El pasado fin de semana se celebró en Madrid el III Congreso «Católicos y vida pública», organizado por la Fundación Universitaria San Pablo-CEU. Como era previsible la repercusión social y «mediática» ha sido, por decirlo suavemente, moderada. Pese a que la mayoría de los españoles son católicos y que los valores cristianos continúan impregnando, quizá sólo vaga y superficialmente, nuestra sociedad, lo cierto es que el catolicismo parece condenado a jugar en campo contrario y con un árbitro casero. Quizá la Providencia persiga la recuperación de los valores originarios, promoviendo un regreso a la hostilidad padecida en sus principios. Al extendido reproche dirigido al cristianismo de vivir de espaldas a la Modernidad, como si además en ella todo fueran luces y bienes, se suma, en el caso del catolicismo, la acusación de promover la sumisión de la conciencia y de la libertad personales a la autoridad absoluta del Papa. Los católicos serían, así, antimodernos y heterónomos, en suma, «medievales». Por si esto fuera poco, abundan las voces que exigen que las creencias religiosas queden relegadas al ámbito de la conciencia personal, a la esfera de lo privado, y que toda pretensión de que aspiren a impregnar la vida pública son expresión de un totalitarismo más o menos larvado. El lugar natural de la religión estaría en las catacumbas de lo privado, cuando no en las de la persecución.
Y, sin embargo, no es poco lo que el catolicismo y los católicos pueden hacer para contribuir a la mejora intelectual y moral de una sociedad que diagnostican, no sin razón, como enferma, muchos de los que contribuyen a combatir los valores que podrían sanarla. El cristianismo constituye la raíz de los principales valores que sustentan nuestra civilización, o, lo que queda de ella, incluidos los de quienes, tal vez por ignorancia, lo combaten. Resulta fácil diagnosticar en cada mal que nos agobia la ausencia clamorosa de un valor cristiano despreciado o ausente: el terrorismo, la violencia, la guerra, la corrupción, la insolidaridad, el materialismo,… Si del ámbito de la moral pasamos al de la cultura en general, habría que recordar no sólo la contribución del cristianismo a la supervivencia y difusión de la cultura antigua clásica, sino también su labor de creación de las más elevadas obras, desde las catedrales al gregoriano, desde la mística a Bach. El olvido de la religiosidad y de las epifanías del espíritu es una de las causas fundamentales de la degradación de la cultura contemporánea.
El cristianismo, y la religiosidad en general, constituye un poderoso instrumento para mejorar el mundo, siempre que se acierte a eludir ciertos errores.

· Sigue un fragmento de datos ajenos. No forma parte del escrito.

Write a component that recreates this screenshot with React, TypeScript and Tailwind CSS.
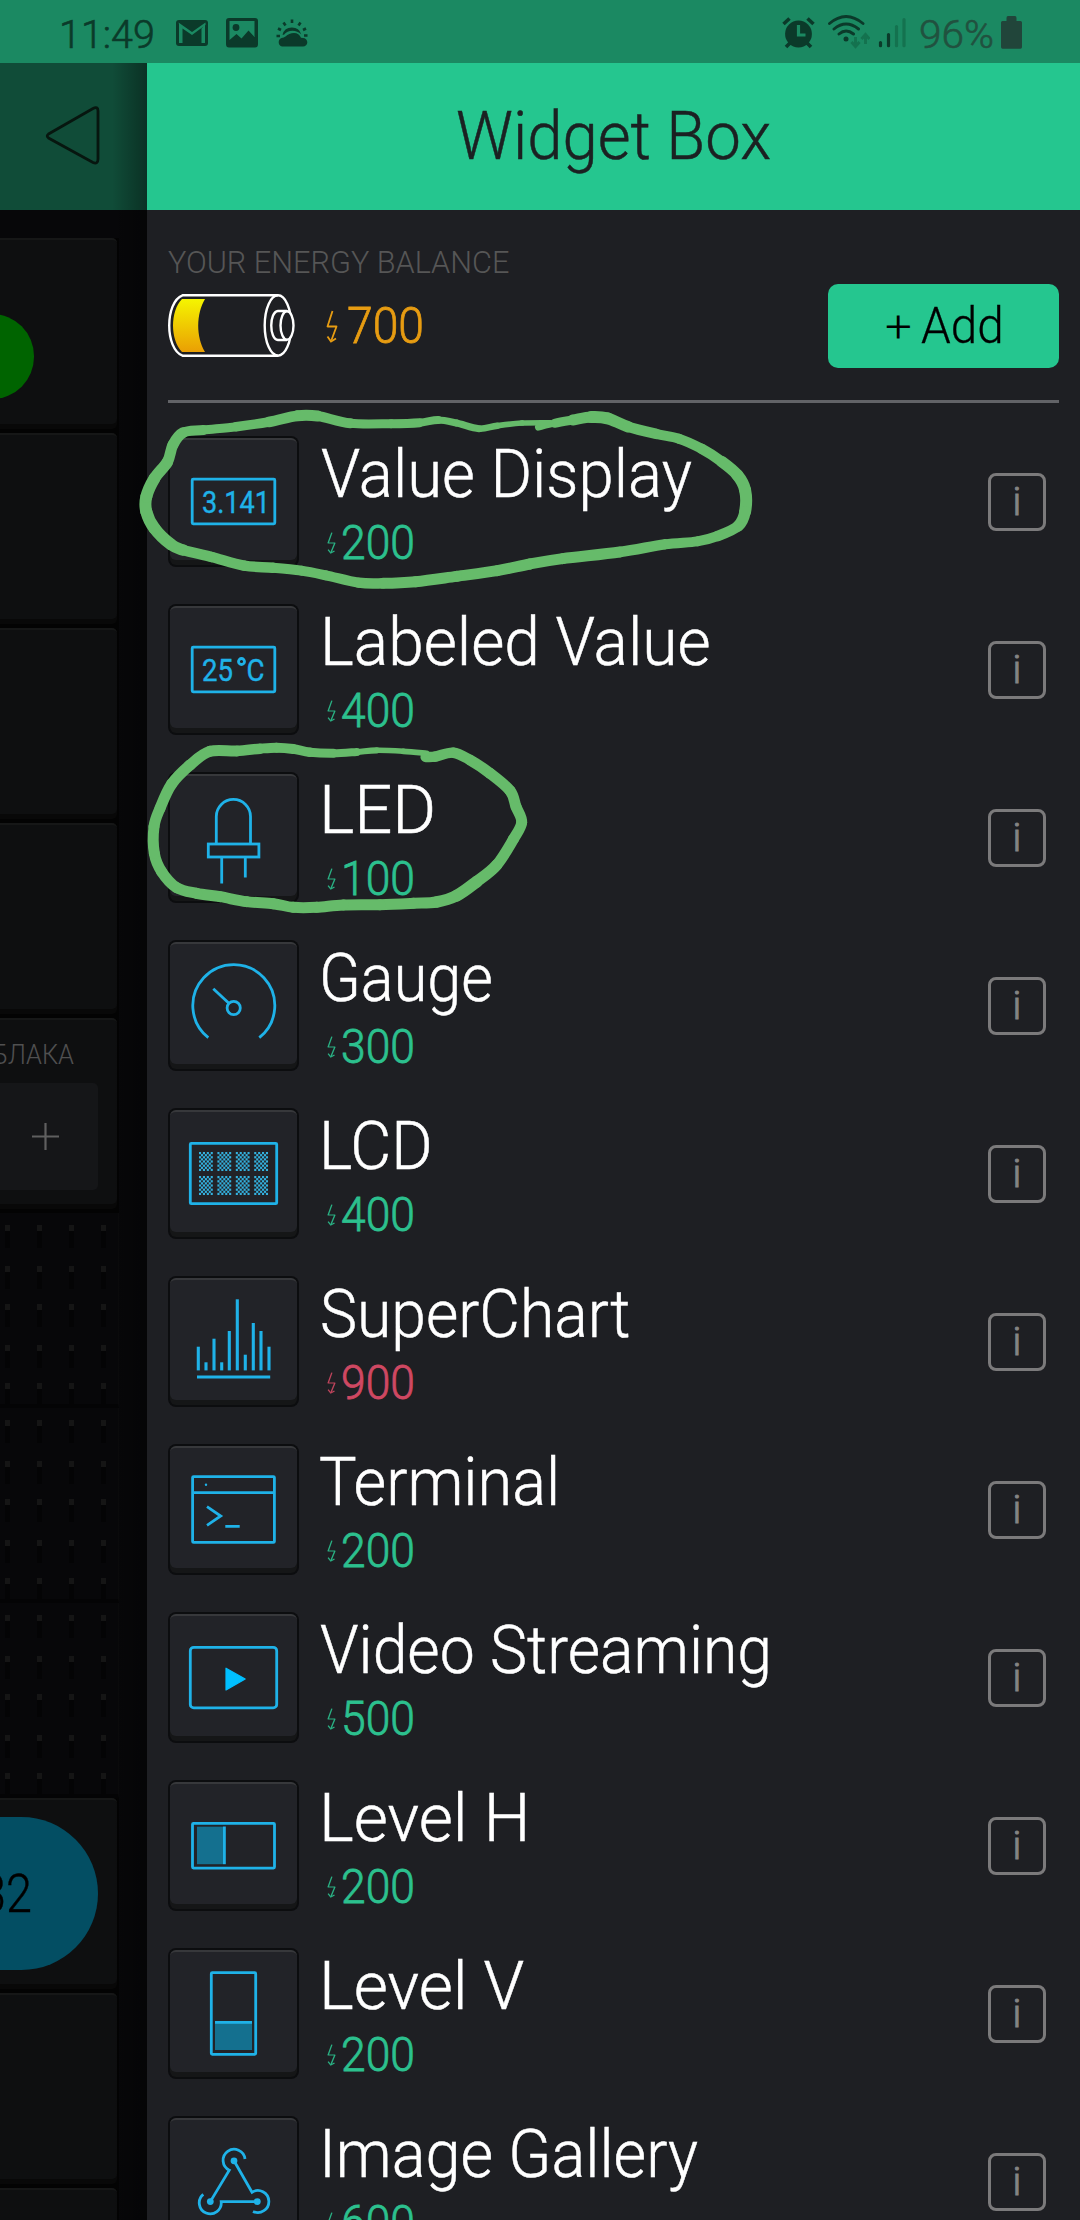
import { useLayoutEffect, useRef, useState, type ReactNode } from "react";

/* Text condensed or stretched horizontally to an exact width. */
function Fit({ width, className = "", children }: { width: number; className?: string; children: ReactNode }) {
  const ref = useRef<HTMLSpanElement>(null);
  const [scale, setScale] = useState(1);
  useLayoutEffect(() => {
    if (ref.current) setScale(width / ref.current.offsetWidth);
  }, [width]);
  return (
    <span className={"block leading-none whitespace-nowrap " + className} style={{ width }}>
      <span ref={ref} className="inline-block origin-left leading-none" style={{ transform: `scaleX(${scale})` }}>
        {children}
      </span>
    </span>
  );
}

function Bolt({ className }: { className: string }) {
  return (
    <svg viewBox="0 0 12 33" preserveAspectRatio="none" className={className} fill="none" stroke="currentColor" strokeWidth="1.8">
      <path d="M6.5 1 1.5 16.5H10.5L5.5 30" strokeLinejoin="round" />
      <path d="M1.5 26.5 5 31.5 10 28.5" />
    </svg>
  );
}

const ICON_TEXT = "font-['Roboto',sans-serif] font-normal";

const lcdCells = [0, 1, 2, 3].flatMap((c) => [0, 1].map((r) => ({ x: 31 + c * 18.4, y: 44 + r * 24 })));
const chartBars = [
  [30.3, 70.7], [38, 86.3], [46, 62.7], [53.7, 86.3], [61.3, 55],
  [69.3, 23.3], [77.3, 78.7], [85.3, 47], [93, 55], [101, 70.7],
];

const icons: Record<string, ReactNode> = {
  value: (
    <>
      <rect x="24.2" y="43.2" width="82.6" height="44.6" rx="1" />
      <text x="34" y="76.5" fontSize="32" textLength="68" lengthAdjust="spacingAndGlyphs" fill="#1fb2e8" strokeWidth="0.4" className={ICON_TEXT}>3.141</text>
    </>
  ),
  labeled: (
    <>
      <rect x="24.2" y="43.2" width="82.6" height="44.6" rx="1" />
      <text x="34" y="76.5" fontSize="32" textLength="31" lengthAdjust="spacingAndGlyphs" fill="#1fb2e8" strokeWidth="0.4" className={ICON_TEXT}>25</text>
      <circle cx="73.5" cy="57.5" r="3" />
      <text x="78.5" y="76.5" fontSize="32" textLength="18" lengthAdjust="spacingAndGlyphs" fill="#1fb2e8" strokeWidth="0.4" className={ICON_TEXT}>C</text>
    </>
  ),
  led: (
    <>
      <path d="M48.3 71V44.5a17 17 0 0 1 34.2 0V71" />
      <rect x="40.3" y="72" width="50.6" height="13" />
      <path d="M53.7 86v25.5M77.3 86v19.5" />
    </>
  ),
  gauge: (
    <>
      <path d="M40.3 97.7A41 41 0 1 1 91.3 97.7" />
      <circle cx="65.7" cy="68" r="6.6" />
      <path d="M45.3 48.7 60.9 63.3" />
    </>
  ),
  lcd: (
    <>
      <rect x="22.3" y="35.3" width="86.4" height="60.4" rx="1" />
      {lcdCells.map((cell) => (
        <g key={`${cell.x}-${cell.y}`} fill="#34b1de" stroke="none">
          {Array.from({ length: 63 }, (_, i) => i).filter((i) => i % 2 === 0).map((i) => (
            <rect key={i} x={cell.x + (i % 7) * 1.95} y={cell.y + Math.floor(i / 7) * 2.1} width="2.1" height="2.2" />
          ))}
        </g>
      ))}
    </>
  ),
  chart: (
    <>
      {chartBars.map(([x, y]) => <path key={x} d={`M${x} ${y}V94.4`} strokeWidth="3.1" />)}
      <path d="M29 101H102.2" />
    </>
  ),
  terminal: (
    <>
      <rect x="24.6" y="32.6" width="81.8" height="65.8" rx="1" />
      <path d="M24.6 48.7H106.4" />
      <path d="M39 62.7 52.7 72 39 81.3M57.3 82.4H71.7" />
      <circle cx="38" cy="40.7" r="1.2" fill="#1fb2e8" stroke="none" />
    </>
  ),
  video: (
    <>
      <rect x="22.3" y="35.3" width="86.4" height="60.6" rx="3.5" />
      <path d="M58 56.2V78L77.2 67Z" fill="#00bfff" stroke="#00bfff" strokeWidth="1.2" strokeLinejoin="round" />
    </>
  ),
  levelH: (
    <>
      <rect x="24.5" y="43.3" width="82" height="44.8" rx="1" />
      <rect x="29" y="46.7" width="26" height="37.5" fill="#14708f" stroke="none" />
      <path d="M56.4 46.5V84.2" />
    </>
  ),
  levelV: (
    <>
      <rect x="43.3" y="24.7" width="44.4" height="81.6" rx="1" />
      <rect x="47" y="75" width="37" height="27" fill="#14708f" stroke="none" />
      <path d="M47 74.4H84" />
    </>
  ),
  gallery: (
    <>
      <path d="M77 43A11 11 0 1 0 61.3 54.2L42.3 85.6" />
      <path d="M66 44.8 84 76.2A11 11 0 1 1 85 95.4" />
      <path d="M89.3 85.6H53.2A11 11 0 1 1 35.3 78.3" />
      <g fill="#1fb2e8" stroke="none">
        <circle cx="66" cy="44.8" r="3.4" />
        <circle cx="42.3" cy="85.6" r="3.4" />
        <circle cx="89.3" cy="85.6" r="3.4" />
      </g>
    </>
  ),
};

const widgets = [
  { name: "Value Display", cost: 200, icon: "value", width: 371, x: 321 },
  { name: "Labeled Value", cost: 400, icon: "labeled", width: 391, x: 320 },
  { name: "LED", cost: 100, icon: "led", width: 117, x: 319 },
  { name: "Gauge", cost: 300, icon: "gauge", width: 174, x: 319 },
  { name: "LCD", cost: 400, icon: "lcd", width: 114, x: 319 },
  { name: "SuperChart", cost: 900, icon: "chart", width: 310, x: 320 },
  { name: "Terminal", cost: 200, icon: "terminal", width: 241, x: 319 },
  { name: "Video Streaming", cost: 500, icon: "video", width: 452, x: 320 },
  { name: "Level H", cost: 200, icon: "levelH", width: 211, x: 319 },
  { name: "Level V", cost: 200, icon: "levelV", width: 205, x: 319 },
  { name: "Image Gallery", cost: 600, icon: "gallery", width: 379, x: 319 },
];

function Row({ w }: { w: (typeof widgets)[number] }) {
  return (
    <li className="flex h-[168px] shrink-0 items-start">
      <div className="h-[131px] w-[131px] shrink-0 rounded-[8px] bg-[#0c0d0f] p-[2px]">
        <div className="h-[127px] rounded-[6px] bg-[#151617] pb-[5px]">
          <div className="h-[122px] rounded-[6px] border-t-2 border-[#37383b] bg-[#222328]">
            <svg viewBox="2 4 127 120" className="h-[120px] w-[127px]" fill="none" stroke="#1fb2e8" strokeWidth="2.8">
              {icons[w.icon]}
            </svg>
          </div>
        </div>
      </div>
      <div className="flex-1 pt-[4px]">
        <div style={{ paddingLeft: w.x - 299 }}>
          <Fit width={w.width} className="h-[68px] text-[67.5px] font-light text-white [-webkit-text-stroke:0.5px]">{w.name}</Fit>
        </div>
        <div className={"mt-[11px] flex pl-[28px] " + (w.cost > 700 ? "text-[#cf4862]" : "text-[#2cc08e]")}>
          <Bolt className="mt-[13px] h-[22px] w-[9px] opacity-90" />
          <Fit width={74} className="ml-[5px] text-[48px] font-light [-webkit-text-stroke:0.8px]">{w.cost}</Fit>
        </div>
      </div>
      <div className="mt-[37px] mr-[34px] flex h-[58px] w-[58px] flex-col items-center rounded-[8px] border-[3px] border-[#7b7a7b] pt-[11px]">
        <span className="-mt-[4px] text-[39px] leading-none font-light text-[#858485] [-webkit-text-stroke:1px]">i</span>
      </div>
    </li>
  );
}

function StatusBar() {
  return (
    <div className="flex h-[63px] shrink-0 items-start bg-[#1b8962] text-[#0b3a2a]">
      <Fit width={96} className="mt-[15px] ml-[59px] text-[39.5px] font-light [-webkit-text-stroke:0.6px]">11:49</Fit>
      <svg viewBox="0 0 32 26" className="mt-[20px] ml-[21px] h-[26px] w-[32px]">
        <rect width="32" height="26" rx="3" fill="currentColor" />
        <path d="M2.500 2.500 16 12 29.500 2.500V5L16 15 6.500 8.500V23H3V4Z M25.500 8.500 29 5V23H25.500Z" fill="#1b8962" />
      </svg>
      <svg viewBox="0 0 32 30" className="mt-[18px] ml-[18px] h-[30px] w-[32px]">
        <path fillRule="evenodd" d="M3 0H29Q32 0 32 3V26Q32 29.500 29 29.500H3Q0 29.500 0 26V3Q0 0 3 0ZM3.500 3V22L10.500 16 15.500 20.500 22.500 12.500 28.500 19V3Z" fill="currentColor" />
        <circle cx="10" cy="9.500" r="3.400" fill="currentColor" />
      </svg>
      <svg viewBox="0 0 32 28" className="mt-[19px] ml-[18px] h-[28px] w-[32px]" fill="currentColor">
        <path d="M6 27.500a4.500 4.500 0 0 1-.5-8.500Q8 18.500 9.500 17.500 13 14 18 14T25 18.800L27 18.900a4.300 4.300 0 0 1 0 8.600Z" />
        <path d="M6.500 15.800a9.800 9.800 0 0 1 18.800-.3Q21.500 11.800 16.500 11.800 11 11.800 8 15.800Z" />
        <path d="M16 0.500V4M7.500 3.500 9.500 6.500M24.500 3.500 22.500 6.500M2 9.500 5 11M30 9.500 27 11M0.500 17H4M28 16.500H31.500" stroke="currentColor" strokeWidth="2.600" />
      </svg>

      <svg viewBox="0 0 33 32" className="mt-[17px] ml-[474px] h-[32px] w-[33px]">
        <circle cx="16.500" cy="17" r="13.400" fill="currentColor" />
        <path d="M1.500 7 7.500 1.500M31.500 7 25.500 1.500M4 30 8 26M29 30 25 26" stroke="currentColor" strokeWidth="3.600" />
        <path d="M16.500 8V18H23.500" fill="none" stroke="#1b8962" strokeWidth="3.200" />
      </svg>
      <svg viewBox="0 0 42 34" className="mt-[15px] ml-[13px] h-[34px] w-[42px]" fill="none" strokeWidth="2.900">
        <path d="M1.500 8.500Q18 -5.500 35 8.500M6 14Q18 4 30.500 14M11 19Q18 13 25.500 19" stroke="currentColor" strokeLinecap="round" />
        <circle cx="18" cy="24" r="2.500" fill="currentColor" />
        <path d="M27.500 22V31M23.500 27 27.500 31.500 31.500 27M37.500 29V19.500M33.500 24 37.500 19.500 41.500 24" stroke="#14724f" />
      </svg>
      <svg viewBox="0 0 28 32" className="mt-[17px] ml-[8px] h-[32px] w-[28px]" strokeWidth="3.200" strokeLinecap="round">
        <path d="M2.500 25.500V28.700M10.500 17.500V28.700" stroke="currentColor" />
        <path d="M18.500 9.500V28.700M26 2.500V28.700" stroke="#14724f" />
      </svg>
      <Fit width={75} className="mt-[15px] ml-[13px] text-[39.500px] font-light text-[#21513f] [-webkit-text-stroke:0.6px]">96%</Fit>
      <svg viewBox="0 0 21 33" className="mt-[16px] ml-[7px] h-[33px] w-[21px]" fill="#21453a">
        <path d="M7 0H14Q15.500 0 15.500 2V5H19.500Q21 5 21 6.500V31Q21 32.700 19.500 32.700H1.500Q0 32.700 0 31V6.500Q0 5 1.500 5H5.500V2Q5.500 0 7 0Z" />
      </svg>
    </div>
  );
}

function Card({ children }: { children?: ReactNode }) {
  return (
    <div className="h-[195px] w-[119px] shrink-0 bg-[#030303] pr-[2px]">
      <div className="h-[191px] rounded-r-[5px] bg-[#080808] pb-[5px]">
        <div className="h-[186px] overflow-hidden rounded-r-[5px] border-t-2 border-[#161717] bg-[#0e0f10]">{children}</div>
      </div>
    </div>
  );
}

const dotGaps = ["h-[41px]", "h-[38px]", "h-[41px]", "h-[38px]", "h-[25px]"];

function DotTile() {
  return (
    <div className="h-[195px] w-[119px] shrink-0 overflow-hidden border-r border-b-4 border-r-[#0b0b0c] border-b-[#040405] pt-[12px]">
      {dotGaps.map((gap, i) => (
        <div key={i} className={"flex gap-[27px] pl-[5px] " + gap}>
          {[0, 1, 2, 3].map((n) => (
            <div key={n} className="w-[5px]">
              <div className="h-[6px] bg-[#151515]" />
              <div className="h-[17px] bg-[#040405]" />
            </div>
          ))}
        </div>
      ))}
    </div>
  );
}

function Backdrop() {
  return (
    <div className="flex w-[147px] shrink-0 flex-col overflow-hidden bg-[#070709]">
      <div className="h-[147px] shrink-0 bg-[#104c38]">
        <svg viewBox="0 0 147 147" className="h-[147px] w-[147px]" fill="none" stroke="#07160f" strokeWidth="2.800">
          <path d="M48.500 71 93 45.500Q98 43 98 48V96Q98 101.500 93 99.500L48.500 75Q46 73 48.500 71Z" />
        </svg>
      </div>
      <div className="mt-[28px] flex flex-col">
        <Card>
          <div className="mt-[74px] -ml-[50px] h-[85px] w-[84px] rounded-full bg-[#006400]" />
        </Card>
        <Card />
        <Card />
        <Card />
        <Card>
          <div className="flex justify-end pt-[21px] pr-[43px]">
            <Fit width={82} className="text-[28.500px] font-light text-[#505050]">БЛАКА</Fit>
          </div>
          <div className="mt-[13px] flex h-[107px] w-[98px] items-center rounded-r-[5px] bg-[#151618] pl-[32px]">
            <svg viewBox="0 0 27 27" className="h-[27px] w-[27px]" stroke="#5f5f5f" strokeWidth="2.200">
              <path d="M13.500 0V27M0 13.500H27" />
            </svg>
          </div>
        </Card>
        <DotTile />
        <DotTile />
        <DotTile />
        <Card>
          <div className="mt-[17px] -ml-[150px] flex h-[153px] w-[248px] items-center justify-end rounded-full bg-[#034e63] pr-[66px]">
            <Fit width={52} className="text-[54px] font-light text-black [-webkit-text-stroke:0.4px]">32</Fit>
          </div>
        </Card>
        <Card />
        <Card />
      </div>
    </div>
  );
}

/* Hand-drawn marker strokes: x, y, pen width. */
type Pt = [number, number, number];
const markValue: Pt[] = (
  [
    [1000, 82, 5], [1040, 70, 8], [1085, 60, 10], [1130, 51, 12], [1170, 55, 12], [1220, 80, 11], [1290, 102, 10], [1345, 116, 10],
    [1400, 146, 10], [1450, 185, 11], [1488, 225, 12], [1507, 270, 12], [1507, 335, 12], [1490, 378, 11], [1440, 408, 10],
    [1390, 424, 10], [1310, 433, 10], [1200, 456, 11], [1060, 476, 11], [980, 492, 11], [900, 512, 11], [800, 529, 11],
    [700, 545, 11], [620, 550, 11], [560, 548, 10], [480, 526, 10], [420, 512, 10], [350, 503, 10], [280, 497, 11], [200, 471, 10],
    [130, 450, 11], [100, 433, 12], [60, 385, 12], [40, 335, 12], [40, 290, 12], [60, 235, 12], [92, 185, 11], [105, 135, 11],
    [130, 98, 11], [180, 90, 9], [260, 80, 9], [340, 66, 10], [410, 47, 11], [460, 48, 11], [540, 70, 9], [640, 71, 9],
    [710, 68, 9], [755, 60, 7], [800, 69, 7], [855, 86, 7], [900, 77, 6], [960, 69, 5.5], [1030, 68, 5.5],
  ] as Pt[]
).map(([x, y, w]) => [130 + x / 2.45, 400 + y / 3, w]);
const markLed: Pt[] = (
  [
    [887, 81, 10], [915, 80, 11], [970, 68, 10], [1020, 90, 11], [1080, 130, 11], [1140, 182, 11], [1158, 230, 11], [1175, 277, 11],
    [1150, 328, 11], [1100, 405, 11], [1040, 455, 12], [980, 497, 12], [920, 516, 11], [850, 520, 11], [750, 524, 11], [640, 525, 11],
    [560, 532, 11], [490, 532, 11], [430, 521, 11], [350, 515, 11], [270, 500, 11], [200, 490, 11], [140, 473, 11], [95, 425, 11],
    [73, 370, 11], [72, 290, 11], [90, 235, 11], [125, 162, 11], [180, 105, 11], [240, 64, 11], [320, 63, 11], [390, 56, 10],
    [440, 53, 10], [490, 57, 10], [540, 67, 9], [610, 70, 9], [680, 66, 7], [740, 61, 5.5], [820, 64, 5.5], [890, 70, 6],
  ] as Pt[]
).map(([x, y, w]) => [130 + x / 3, 730 + y / 3, w]);

function Marker({ pts }: { pts: Pt[] }) {
  return (
    <g stroke="#66bb6a" fill="none" strokeLinecap="round">
      {pts.slice(0, -1).map((p, i) => {
        const a = pts[Math.max(0, i - 1)];
        const q = pts[i + 1];
        const b = pts[Math.min(pts.length - 1, i + 2)];
        return (
          <path
            key={i}
            strokeWidth={(p[2] + q[2]) / 2}
            d={`M${p[0]} ${p[1]}C${p[0] + (q[0] - a[0]) / 6} ${p[1] + (q[1] - a[1]) / 6} ${q[0] - (b[0] - p[0]) / 6} ${q[1] - (b[1] - p[1]) / 6} ${q[0]} ${q[1]}`}
          />
        );
      })}
    </g>
  );
}

function BatteryGauge() {
  return (
    <svg viewBox="0 0 127 63" className="h-[63px] w-[127px]" fill="none" stroke="#fff" strokeWidth="2.400">
      <defs>
        <linearGradient id="charge" x1="0" y1="0" x2="0" y2="1">
          <stop offset="0" stopColor="#f5f500" />
          <stop offset="1" stopColor="#ea9f04" />
        </linearGradient>
      </defs>
      <path d="M14 5H37C28 20 28 43 37 58H14C2 46 2 17 14 5Z" fill="url(#charge)" stroke="none" />
      <path d="M110 1.300H14.500C-3.200 8 -3.200 55 14.500 61.700H110" />
      <ellipse cx="110" cy="31.500" rx="13.300" ry="30.200" />
      <path d="M119 17H110C101 18 101 45 110 46H119" />
      <ellipse cx="119" cy="31.500" rx="6.500" ry="14.300" fill="#1e1f23" />
    </svg>
  );
}

export default function App() {
  return (
    <div className="relative flex h-[2220px] w-[1080px] flex-col overflow-hidden bg-[#1e1f23] font-['Roboto',sans-serif]">
      <StatusBar />
      <div className="flex h-[2157px] shrink-0">
        <Backdrop />
        <div className="relative z-10 flex w-[933px] flex-col overflow-hidden bg-[#1e1f23]">
          <header className="flex h-[147px] shrink-0 justify-center bg-[#25c68f] pt-[39px]">
            <Fit width={315} className="text-[67.500px] font-light text-[#1b2122] [-webkit-text-stroke:0.5px]">Widget Box</Fit>
          </header>
          <section className="mx-[21px] flex h-[193px] shrink-0 flex-col border-b-[3px] border-[#626367]">
            <Fit width={341} className="mt-[36px] h-[32px] text-[32px] font-light text-[#565656]">YOUR ENERGY BALANCE</Fit>
            <div className="flex items-start">
              <div className="mt-[16px]"><BatteryGauge /></div>
              <Bolt className="mt-[32px] ml-[31px] h-[33px] w-[12px] text-[#e79c12]" />
              <Fit width={77} className="mt-[23px] ml-[9px] text-[50.500px] font-light text-[#e79c12] [-webkit-text-stroke:0.8px]">700</Fit>
              <button className="mt-[6px] ml-auto flex h-[84px] w-[231px] rounded-[10px] bg-[#25c68f] pt-[17px] pl-[56px] text-black">
                <Fit width={27} className="mt-[4px] text-[44px] font-light">+</Fit>
                <Fit width={83} className="ml-[10px] text-[50.500px] font-light [-webkit-text-stroke:0.3px]">Add</Fit>
              </button>
            </div>
          </section>
          <ul className="mt-[33px] ml-[21px] flex flex-col">
            {widgets.map((w) => (
              <Row key={w.name} w={w} />
            ))}
          </ul>
        </div>
      </div>
      <div className="absolute top-[63px] left-[112px] h-[2157px] w-[35px] bg-linear-to-r from-transparent to-black/35" />
      <svg viewBox="0 0 1080 2220" className="pointer-events-none absolute inset-0 z-20 h-[2220px] w-[1080px]">
        <Marker pts={markValue} />
        <Marker pts={markLed} />
      </svg>
    </div>
  );
}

Siempre que se supere la tentación del fanatismo y la tendencia a no distinguir entre la moral y el derecho. Siempre que no se olvide que la moral cristiana es, ante todo, una invitación a la reforma personal y que siempre han sido los que han seguido la vía del perfeccionamiento interior, renunciando a transformar directamente el mundo, quienes han logrado ejercer el influjo más beneficioso y perdurable. Es preciso un cristianismo a la altura de los tiempos, que, en ningún caso entraña la renuncia a su mensaje originario o su mera adaptación a las veleidades de la opinión dominante. Impedir la difusión social de los principios cristianos, aparte de una injusta discriminación cuantas tantas facilidades se dan a las más extravagantes e infames opiniones, es privarnos no sólo de una esperanza de salvación, sino también del arsenal de principios que nos permiten la recuperación de la excelencia y de la dignidad agredidas. No se enciende una lámpara para ocultarla.